A good example of this is the blatant hypocrisy of those religious organizations that call, for instance, for the prevention of the construction of the Muslim interfaith center in Manhattan (not, in fact “at ground zero”), while invoking a federal law which prevents the implementation of any local land use law which burdens the free-exercise of religion (resulting in the ability of religious organizations to build anything anywhere, regardless of zoning laws that would have prohibited the structure were it any other entity that were building it). In an archetypal example of this very un-American belief in the privileging of some religions over others, a leader in the conservative religious organization American Family Association, which in 2003 successfully fought to prevent Georgia from implementing a land-use law limiting the locations where a church could be constructed, is now calling for a complete moratorium on the building of mosques anywhere in the United States (http://news.yahoo.com/s/yblog_upshot/20100812/pl_yblog_upshot/conservative-activist-calls-for-nationwide-mosque-moratorium).

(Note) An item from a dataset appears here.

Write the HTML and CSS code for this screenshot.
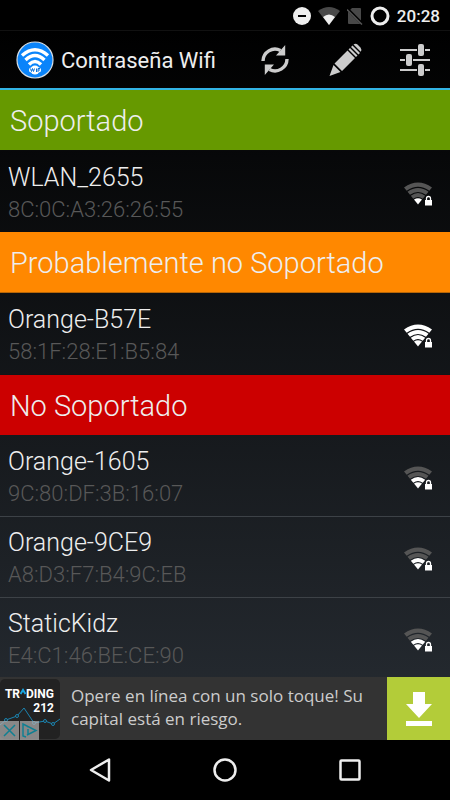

America has always had a split personality when it comes to religion:  A politically secular nation by Constitutional decree, founded by puritans and infused with an ever-present undercurrent of religious fanaticism. The reason for this, of course, is that the colonies had many who had come to practice (and proselytize) their own religion freely (all Christian denominations, originally), but not all such groups wanted to practice (and proselytize) the same religion freely. The necessary compromise was the legal institutionalization of “live and let live” when it comes to religious exercise: Government will neither favor nor disfavor any religion.

But, while this doctrine may have matured into the enlightened vision of the framers of the Constitution, it originated in religious zealotry, not tolerance. Each of those original religious sects would have gladly imposed itself on others, were it able to. And their descendants have much the same attitude.

Where such attitudes prevail, we wind up with theocracy and draconian religious laws, such as Muslim sharia law. The irony in this particular contest, between radical Islam and radical Christianity, is that the two sides, vehemently opposed to one another, are so strikingly similar.

And, of course, the radicals on both sides oppose the Moderates who seek only a peaceful, prosperous, and mutually respectful coexistence. The Muslim interfaith center in Manhattan is just such a voice of reason, and should be embraced as the epitome of what Americans stand for: Mutual tolerance and mutual goodwill, and the free exercise of religion for all.